#### [Exercise description]
Retype the whole listing, please, keeping every line exact and dropping the pictures.
__________
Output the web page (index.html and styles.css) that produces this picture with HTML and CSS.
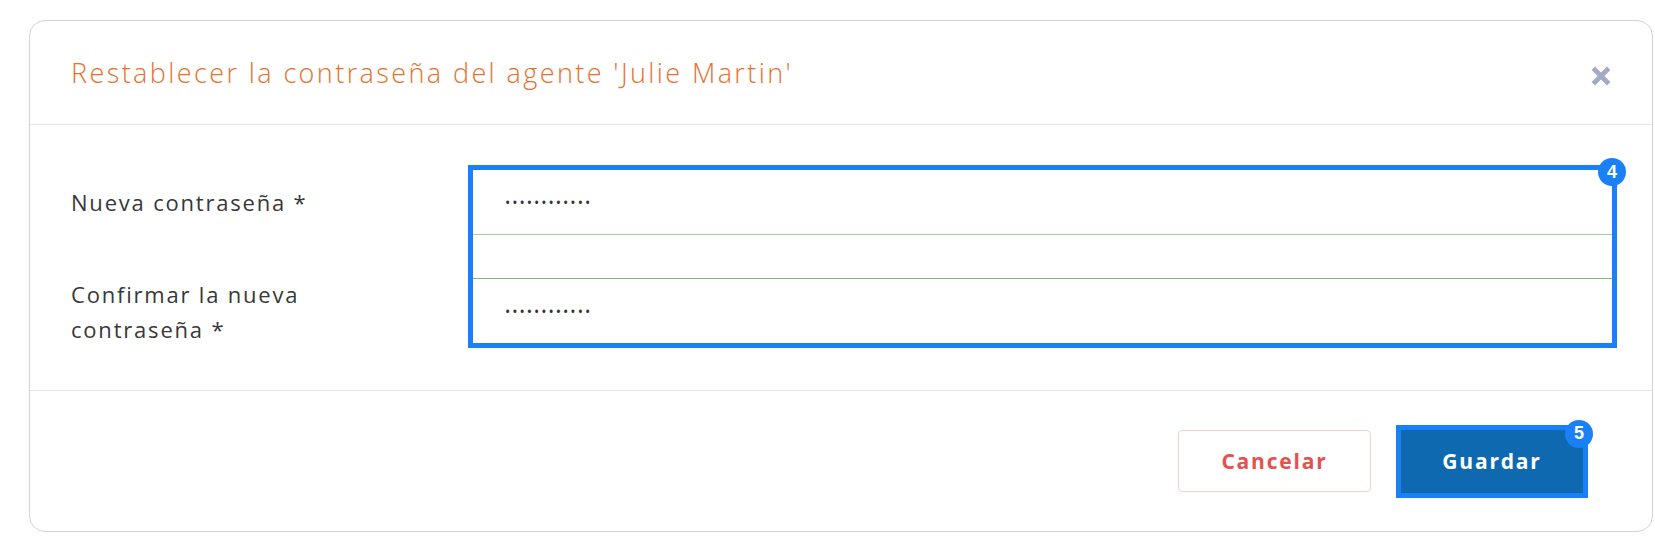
FILE: index.html
```html
<!DOCTYPE html>
<html lang="es">
<head>
  <meta charset="UTF-8">
  <title>Restablecer contraseña</title>
  <link rel="stylesheet" href="styles.css">
</head>
<body>
  <div class="modal">
    <div class="modal-header">
      <h3 class="modal-title">Restablecer la contraseña del agente 'Julie Martin'</h3>
      <button class="close-btn" title="Cerrar">
        <svg width="20" height="20" viewBox="0 0 20 20"><path d="M4 4 L16 16 M16 4 L4 16" stroke="#a2a9c9" stroke-width="4.8" stroke-linecap="square"/></svg>
      </button>
    </div>

    <div class="modal-body">
      <div class="labels">
        <label for="pass1">Nueva contraseña *</label>
        <span></span>
        <label for="pass2">Confirmar la nueva<br>contraseña *</label>
      </div>
      <div class="fields highlight">
        <input type="password" id="pass1" class="pass-input" value="abcdefghijkl">
        <div class="field-gap"></div>
        <input type="password" id="pass2" class="pass-input" value="abcdefghijkl">
        <span class="step step-fields">4</span>
      </div>
    </div>

    <div class="modal-footer">
      <button class="btn btn-cancel">Cancelar</button>
      <div class="highlight">
        <button class="btn btn-save">Guardar</button>
        <span class="step step-save">5</span>
      </div>
    </div>
  </div>
</body>
</html>
```

FILE: styles.css
```css
body { margin: 0; background: #fff; font-family: "Open Sans", "Liberation Sans", sans-serif; }

.modal { margin: 20px 2px 0 29px; border: 1px solid #d3d3d3; border-radius: 16px; background: #fff; }

.modal-header { height: 103px; display: flex; align-items: center; justify-content: space-between; padding: 0 41px 0 41px; border-bottom: 1px solid #e6e6e6; }
.modal-title { margin: 0; font-size: 27px; font-weight: 300; color: #e5712f; letter-spacing: 2.4px; }
.close-btn { background: none; border: none; padding: 0; margin-top: 6px; cursor: pointer; display: flex; }

.modal-body { display: grid; grid-template-columns: 397px 1fr; padding: 40px 35px 42px 41px; border-bottom: 1px solid #e3e3e3; }
.labels { display: grid; grid-template-rows: 65px 44px 65px; padding-top: 5px; align-items: center; }
.labels label { font-size: 22px; line-height: 35px; color: #383838; letter-spacing: 1.8px; }

.highlight { position: relative; border: 5px solid #1a80f6; }
.fields { display: flex; flex-direction: column; }
.pass-input { height: 64px; border: none; border-bottom: 1px solid #9fd19a; padding: 0 0 0 32px; font-size: 14px; letter-spacing: 2px; color: #333; outline: none; font-family: inherit; }
.field-gap { height: 43px; border-bottom: 1px solid #79bf73; }
.fields .pass-input:last-of-type { border-bottom: none; }

.step { position: absolute; width: 28px; height: 28px; border-radius: 50%; background: #1a80f6; color: #fff; font-size: 18px; font-weight: 700; display: flex; align-items: center; justify-content: center; font-family: "Liberation Sans", sans-serif; }
.step-fields { top: -12px; right: -14px; }
.step-save { top: -10px; right: -10px; }

.modal-footer { height: 140px; display: flex; align-items: center; justify-content: flex-end; gap: 25px; padding-right: 64px; }
.btn { font-family: inherit; font-size: 21px; font-weight: 700; letter-spacing: 1.8px; cursor: pointer; }
.btn-cancel { width: 193px; height: 62px; background: #fff; color: #e4514f; border: 1px solid #f5cfcf; border-radius: 4px; }
.btn-save { display: block; width: 182px; height: 63px; background: #0f69b1; color: #fff; border: none; }
```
__________
#### [Output for this exercise]
Output the web page (index.html and styles.css) that produces this picture with HTML and CSS.
FILE: index.html
```html
<!DOCTYPE html>
<html lang="es">
<head>
  <meta charset="UTF-8">
  <title>Restablecer contraseña</title>
  <link rel="stylesheet" href="styles.css">
</head>
<body>
  <div class="modal">
    <div class="modal-header">
      <h3 class="modal-title">Restablecer la contraseña del agente 'Julie Martin'</h3>
      <button class="close-btn" title="Cerrar">
        <svg width="20" height="20" viewBox="0 0 20 20"><path d="M4 4 L16 16 M16 4 L4 16" stroke="#a2a9c9" stroke-width="4.8" stroke-linecap="square"/></svg>
      </button>
    </div>

    <div class="modal-body">
      <div class="labels">
        <label for="pass1">Nueva contraseña *</label>
        <span></span>
        <label for="pass2">Confirmar la nueva<br>contraseña *</label>
      </div>
      <div class="fields highlight">
        <input type="password" id="pass1" class="pass-input" value="abcdefghijkl">
        <div class="field-gap"></div>
        <input type="password" id="pass2" class="pass-input" value="abcdefghijkl">
        <span class="step step-fields">4</span>
      </div>
    </div>

    <div class="modal-footer">
      <button class="btn btn-cancel">Cancelar</button>
      <div class="highlight">
        <button class="btn btn-save">Guardar</button>
        <span class="step step-save">5</span>
      </div>
    </div>
  </div>
</body>
</html>
```

FILE: styles.css
```css
body { margin: 0; background: #fff; font-family: "Open Sans", "Liberation Sans", sans-serif; }

.modal { margin: 20px 2px 0 29px; border: 1px solid #d3d3d3; border-radius: 16px; background: #fff; }

.modal-header { height: 103px; display: flex; align-items: center; justify-content: space-between; padding: 0 41px 0 41px; border-bottom: 1px solid #e6e6e6; }
.modal-title { margin: 0; font-size: 27px; font-weight: 300; color: #e5712f; letter-spacing: 2.4px; }
.close-btn { background: none; border: none; padding: 0; margin-top: 6px; cursor: pointer; display: flex; }

.modal-body { display: grid; grid-template-columns: 397px 1fr; padding: 40px 35px 42px 41px; border-bottom: 1px solid #e3e3e3; }
.labels { display: grid; grid-template-rows: 65px 44px 65px; padding-top: 5px; align-items: center; }
.labels label { font-size: 22px; line-height: 35px; color: #383838; letter-spacing: 1.8px; }

.highlight { position: relative; border: 5px solid #1a80f6; }
.fields { display: flex; flex-direction: column; }
.pass-input { height: 64px; border: none; border-bottom: 1px solid #9fd19a; padding: 0 0 0 32px; font-size: 14px; letter-spacing: 2px; color: #333; outline: none; font-family: inherit; }
.field-gap { height: 43px; border-bottom: 1px solid #79bf73; }
.fields .pass-input:last-of-type { border-bottom: none; }

.step { position: absolute; width: 28px; height: 28px; border-radius: 50%; background: #1a80f6; color: #fff; font-size: 18px; font-weight: 700; display: flex; align-items: center; justify-content: center; font-family: "Liberation Sans", sans-serif; }
.step-fields { top: -12px; right: -14px; }
.step-save { top: -10px; right: -10px; }

.modal-footer { height: 140px; display: flex; align-items: center; justify-content: flex-end; gap: 25px; padding-right: 64px; }
.btn { font-family: inherit; font-size: 21px; font-weight: 700; letter-spacing: 1.8px; cursor: pointer; }
.btn-cancel { width: 193px; height: 62px; background: #fff; color: #e4514f; border: 1px solid #f5cfcf; border-radius: 4px; }
.btn-save { display: block; width: 182px; height: 63px; background: #0f69b1; color: #fff; border: none; }
```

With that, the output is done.